One who adheres to the Torah of Moshe, and believes in its principles, and who, upon intellectual inquiry and his understanding of the text, is misled into concluding that one of the principles is actually to be understood otherwise… this is not a heretic; rather, he is counted among the scholars and pious ones of Israel, even though his is misled in his inquiry. He is an unwitting sinner and he needs atonement. (Sefer ha-Ikarim, 1:2)

 

Rabbi Albo is far more forgiving towards a person who stumbles in his inquiry and arrives at erroneous conclusions.

 

 

Translated by Kaeren Fish

 


[1] The same idea is also repeated by the Rambam elsewhere: "That God exists was therefore shown to ordinary men by means of similes taken from physical bodies; that He is living, by a simile taken from motion, because ordinary men consider only the body as fully, truly, and undoubtedly existing (Guide, I:46).”

[2]It is not clear whether this explanation can be reconciled with what the Rambam writes in chapter twenty-six: "The multitude of people do not easily conceive existence unless in connection with a body." If this is the case, then how can we be asked to educate right away to this understanding?

[3] I later discovered that this had previously been proposed by A. Ravitzky, Iyyunim Maimoniyim, Jerusalem-Tel Aviv, 5766, pp. 70-71.

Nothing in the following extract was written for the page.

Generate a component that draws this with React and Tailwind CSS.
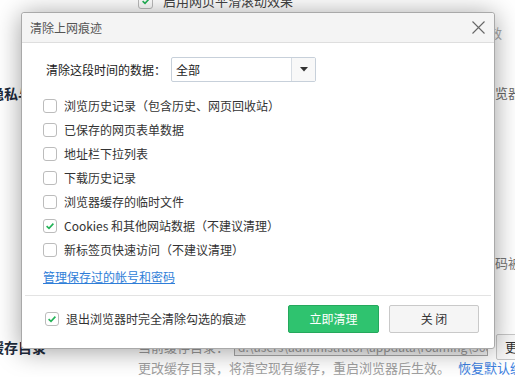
const ITEMS = [
  { label: '浏览历史记录（包含历史、网页回收站）', checked: false },
  { label: '已保存的网页表单数据', checked: false },
  { label: '地址栏下拉列表', checked: false },
  { label: '下载历史记录', checked: false },
  { label: '浏览器缓存的临时文件', checked: false },
  { label: 'Cookies 和其他网站数据（不建议清理）', checked: true },
  { label: '新标签页快速访问（不建议清理）', checked: false },
];

function CheckBox({ checked, size = 'w-[14px] h-[14px]' }) {
  return (
    <span
      className={`${size} shrink-0 flex items-center justify-center rounded-[3px] border border-[#bcbcbc] bg-white`}
    >
      {checked && (
        <svg width="10" height="10" viewBox="0 0 10 10">
          <path d="M1.6 5.2 L4 7.4 L8.4 2.6" fill="none" stroke="#22b357" strokeWidth="1.6" />
        </svg>
      )}
    </span>
  );
}

function Background() {
  return (
    <div className="-ml-[10px] w-[531px] -mt-[10px] flex flex-col text-[13px]">
      <div className="h-[22px] flex items-center pl-[148px] gap-[10px]">
        <CheckBox checked size="w-[15px] h-[15px]" />
        <span className="text-[#444] whitespace-nowrap">启用网页平滑滚动效果</span>
      </div>
      <div className="mt-[11px] h-[20px] flex items-center justify-end pr-[19px] text-[#aaa] whitespace-nowrap">
        修改此项设置需要重启浏览器后生效
      </div>
      <div className="mt-[40px] h-[20px] flex items-center justify-between whitespace-nowrap">
        <span className="shrink-0 text-[14px] font-bold text-[#1e2b3c]">隐私与安全</span>
        <span className="shrink-0 text-[#666]">清除上网痕迹时，同时清理以及关闭浏览器</span>
      </div>
      <div className="mt-[150px] h-[20px] flex items-center justify-end text-[#777] whitespace-nowrap">
        保存帐号和密码，防止密码被
      </div>
      <div className="mt-[61px] h-[26px] flex items-center whitespace-nowrap">
        <span className="shrink-0 w-[148px] text-[14px] font-bold text-[#1e2b3c]">缓存目录</span>
        <span className="shrink-0 w-[91px] text-[#9a9a9a]">当前缓存目录：</span>
        <span className="shrink-0 ml-[5px] w-[254px] h-[18px] border border-[#a8a8a8] bg-[#f2f2f2] text-[#999] text-[12px] leading-[16px] px-[3px] overflow-hidden">
          d:\users\administrator\appdata\roaming\360se6
        </span>
        <span className="shrink-0 ml-[8px] h-[26px] px-[8px] border border-[#c8c8c8] rounded-[2px] bg-[#f8f8f8] text-[#333] flex items-center">
          更改
        </span>
      </div>
      <div className="h-[16px] flex items-center pl-[148px] whitespace-nowrap">
        <span className="shrink-0 text-[#a0a0a0]">更改缓存目录，将清空现有缓存，重启浏览器后生效。</span>
        <span className="shrink-0 ml-[8px] text-[#3d7fe0]">恢复默认缓存目录</span>
      </div>
    </div>
  );
}

function ClearDialog() {
  return (
    <div className="absolute left-[21px] top-[12px] w-[474px] h-[337px] bg-white border border-[#a9a9a9] rounded-[3px] shadow-[0_2px_26px_rgba(0,0,0,0.38)] text-[12px] text-[#333]">
      <div className="h-[30px] bg-[#f4f4f4] border-b border-[#dedede] rounded-t-[3px] flex items-center justify-between pl-[8px] pr-[9px]">
        <span className="text-[#555]">清除上网痕迹</span>
        <svg width="13" height="13" viewBox="0 0 13 13">
          <path d="M0.5 0.5 L12.5 12.5 M12.5 0.5 L0.5 12.5" stroke="#666" strokeWidth="1.1" />
        </svg>
      </div>

      <div className="mt-[14px] pl-[24px] flex items-center">
        <span className="w-[120px] whitespace-nowrap text-[#222]">清除这段时间的数据：</span>
        <div className="ml-[5px] w-[145px] h-[25px] flex border border-[#c7d0da] rounded-[2px]">
          <span className="flex-1 pl-[4px] flex items-center text-[#222]">全部</span>
          <span className="w-[24px] border-l border-[#d6dce3] bg-[#f8f8f8] flex items-center justify-center">
            <svg width="8" height="5" viewBox="0 0 8 5">
              <path d="M0 0 L8 0 L4 4.5 Z" fill="#333" />
            </svg>
          </span>
        </div>
      </div>

      <div className="mt-[12px] pl-[21px] flex flex-col">
        {ITEMS.map((item) => (
          <div key={item.label} className="h-[24px] flex items-center gap-[7px]">
            <CheckBox checked={item.checked} />
            <span className="whitespace-nowrap">{item.label}</span>
          </div>
        ))}
      </div>

      <div className="mt-[6px] pl-[21px] h-[18px] leading-[18px]">
        <span className="text-[#2f7ed8] underline">管理保存过的帐号和密码</span>
      </div>

      <div className="mt-[9px] mx-[3px] h-px bg-[#e3e3e3]" />

      <div className="mt-[9px] flex items-center justify-between pl-[23px] pr-[15px]">
        <div className="flex items-center gap-[7px]">
          <CheckBox checked />
          <span className="whitespace-nowrap">退出浏览器时完全清除勾选的痕迹</span>
        </div>
        <div className="flex gap-[10px]">
          <button
            type="button"
            className="w-[91px] h-[28px] rounded-[2px] border border-[#25a85c] bg-[#2fc36f] text-white"
          >
            立即清理
          </button>
          <button
            type="button"
            className="w-[90px] h-[28px] rounded-[2px] border border-[#c9c9c9] bg-[#f5f5f5] text-[#333]"
          >
            关 闭
          </button>
        </div>
      </div>
    </div>
  );
}

export default function App() {
  return (
    <div className="relative w-[515px] h-[377px] overflow-hidden bg-white font-['Noto_Sans_CJK_SC','Noto_Sans',sans-serif]">
      <Background />
      <ClearDialog />
    </div>
  );
}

[4]According to this logic, it is difficult to understand why the Rambam is lenient when it comes to a Jew who was taken captive as a child and held among gentiles (Laws of Rebels, 3:3), since such a person, upon his return to Jewish society, will have the same negative social influence. If, however, the reason for the harsh punishment for the "unwitting apostate" is his guilt in relying on his faulty intellect, then on the basis of the law of the captive, there might perhaps be room for leniency for the apostate if he grew up in a society where everyone around him projected the message that his conclusions were correct and true.